After further steps breaking with Australia’s pro-Israel history, in September 2025, Canberra recognized a “State of Palestine.” Per Albanese, “This is the world saying that the cycle of violence has to stop.” But Albanese offered few concrete demands about how the “cycle of violence” should stop, insisting only that Hamas could have no role in a future “Palestine,” and that “reform” was needed in the Palestinian Authority.
For Australia’s Jewish community, Albo’s decision to recognize “Palestine” was of a piece with his increasing discomfort with Jews and Zionists. The prime minister dithered for days before visiting the site of the synagogue firebombing. And in the face of other clearly antisemitic attacks, he was equally eager to insist that it was criminals, not antisemites, who were responsible. Yet the reality was far more complex: In fact, criminals were being recruited by the Islamic Republic of Iran to terrorize the Jewish community in Australia.
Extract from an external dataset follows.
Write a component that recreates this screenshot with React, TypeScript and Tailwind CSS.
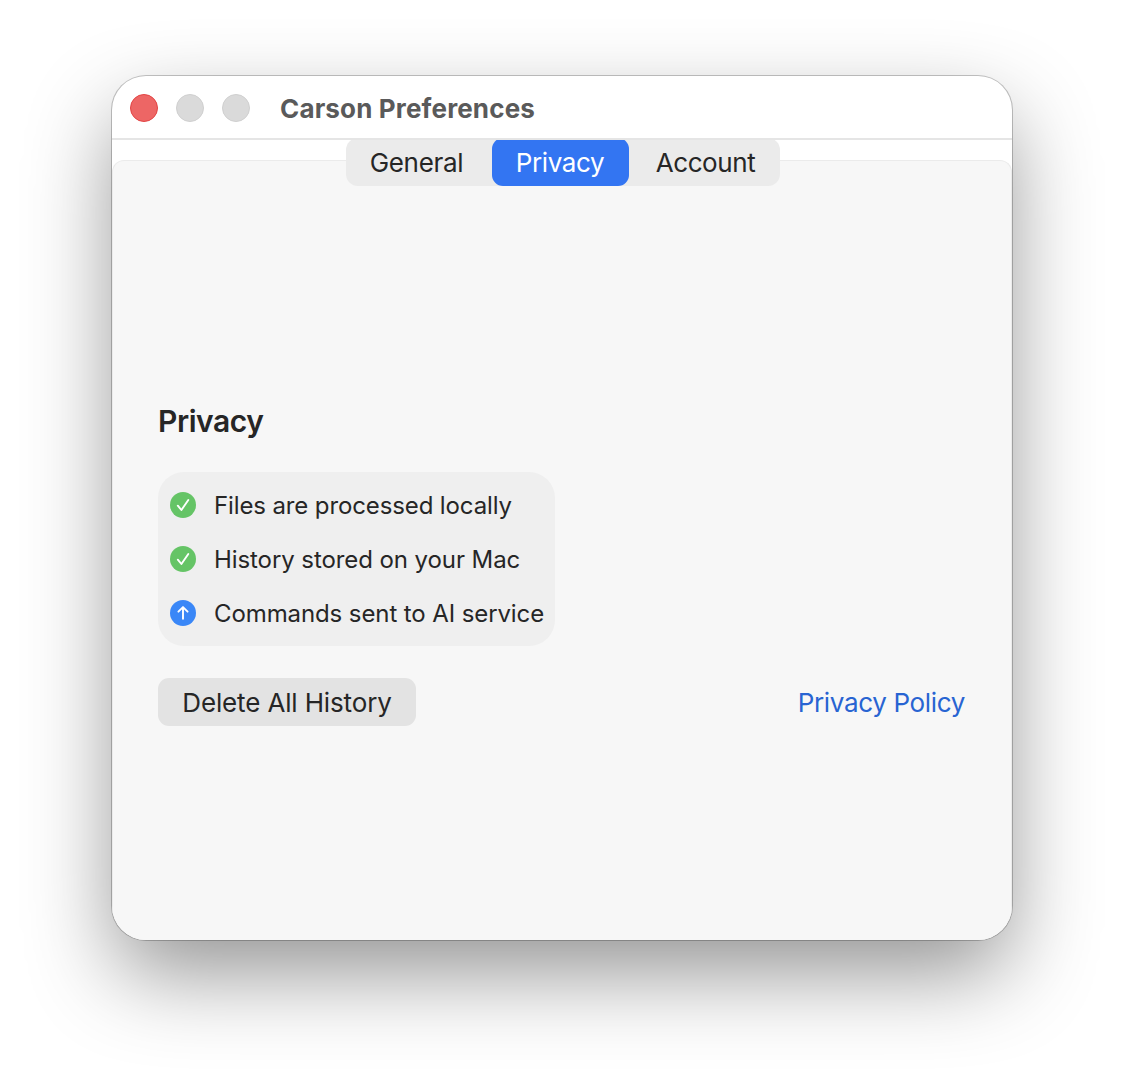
import type { ReactNode } from "react";

function Badge({ color, children }: { color: string; children: ReactNode }) {
  return (
    <svg viewBox="0 0 26 26" className="size-[26px] shrink-0" fill="none" stroke="white" strokeWidth="1.9" strokeLinecap="round" strokeLinejoin="round">
      <circle cx="13" cy="13" r="13" fill={color} stroke="none" />
      {children}
    </svg>
  );
}

const check = (
  <Badge color="#65c466">
    <path d="M7.8 13.7 11.4 18 18.3 8" />
  </Badge>
);

const arrow = (
  <Badge color="#3a87f7">
    <path d="M13 18.7V7.4M8.4 11.7 13 7.1l4.6 4.6" />
  </Badge>
);

const rows = [
  { icon: check, text: "Files are processed locally", style: "tracking-[-0.12px]" },
  { icon: check, text: "History stored on your Mac", style: "tracking-[-0.08px]" },
  { icon: arrow, text: "Commands sent to AI service", style: "tracking-[-0.1px]" },
];

export default function App() {
  return (
    <main className="h-[1088px] w-[1124px] overflow-hidden bg-white px-28 pt-19 font-['Inter',sans-serif] text-[#262626]">
      <section className="flex h-[864px] w-[900px] flex-col overflow-hidden rounded-[34px] bg-white shadow-[0_0_0_1px_rgba(0,0,0,0.22),0_36px_88px_-4px_rgba(0,0,0,0.43)]">
        <header className="flex h-16 shrink-0 items-center border-b-2 border-[#e5e5e5] pl-[18px]">
          <div className="mt-0.5 flex gap-[18px]">
            <span className="size-7 rounded-full border border-[#e24444] bg-[#ed6665]" />
            <span className="size-7 rounded-full border border-[#cfcfcf] bg-[#dadada]" />
            <span className="size-7 rounded-full border border-[#cfcfcf] bg-[#dadada]" />
          </div>
          <h1 className="ml-[30px] mt-1 whitespace-nowrap text-[26px] leading-8 font-bold tracking-[0.15px] text-[#5a5a5a]">Carson Preferences</h1>
        </header>
        <div className="flex grow flex-col pt-5">
          <div className="flex grow flex-col rounded-t-xl border border-b-0 border-[#ebebeb] bg-[#f7f7f7]">
            <nav className="-mt-[23px] ml-[233px] flex h-12 w-[434px] rounded-xl bg-[#ebebeb] text-[26px] [clip-path:inset(2px_0_0_0)]">
              <button className="w-[146px] pr-[5px] text-center"><span className="tracking-[-0.3px]">General</span></button>
              <button className="w-[137px] rounded-[11px] bg-[#3375f2] pr-px text-center text-white"><span className="tracking-[-0.4px]">Privacy</span></button>
              <button className="w-[151px] pl-[2px] text-center"><span className="tracking-[-0.4px]">Account</span></button>
            </nav>
            <div className="mt-[214px] flex flex-col items-start px-[45px]">
              <h2 className="-mt-px text-[30px] leading-[44px] font-semibold tracking-[-0.45px]">Privacy</h2>
              <ul className="mt-[29px] flex h-[174px] w-[397px] flex-col gap-[22px] rounded-[26px] bg-[#efefef] pt-[17px] pl-3">
                {rows.map((r) => (
                  <li key={r.text} className="flex h-8 items-center gap-[18px] whitespace-nowrap text-[24px]">
                    {r.icon}
                    <span className={`mt-0.5 ${r.style}`}>{r.text}</span>
                  </li>
                ))}
              </ul>
              <div className="mt-8 flex w-full items-center justify-between text-[26px]">
                <button className="h-12 w-[258px] rounded-[11px] bg-[#e3e3e3]"><span className="tracking-[-0.14px]">Delete All History</span></button>
                <a className="mr-px tracking-[-0.34px] text-[#2864d2]">Privacy Policy</a>
              </div>
            </div>
          </div>
        </div>
      </section>
    </main>
  );
}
Notably, I understand that the prime minister and his foreign minister were reluctant to hold Iran accountable for the string of anti-Jewish attacks and were forced into revealing Tehran’s role only when Aussie intelligence threatened to make the revelations itself. In the face of incontrovertible intelligence, Albanese was ultimately forced to expel the Iranian ambassador and then labeled the Iranian Islamic Revolutionary Guard Corps as a terrorist organization.
Sadly, however, the ship has sailed for Australia’s Jews. As in France, where Muslims outnumber Jews by at least ten-to-one, Muslims in Australia now outnumber Jews by eight-to-one. That demographic reality has political implications, and Labor appears to understand them all too well.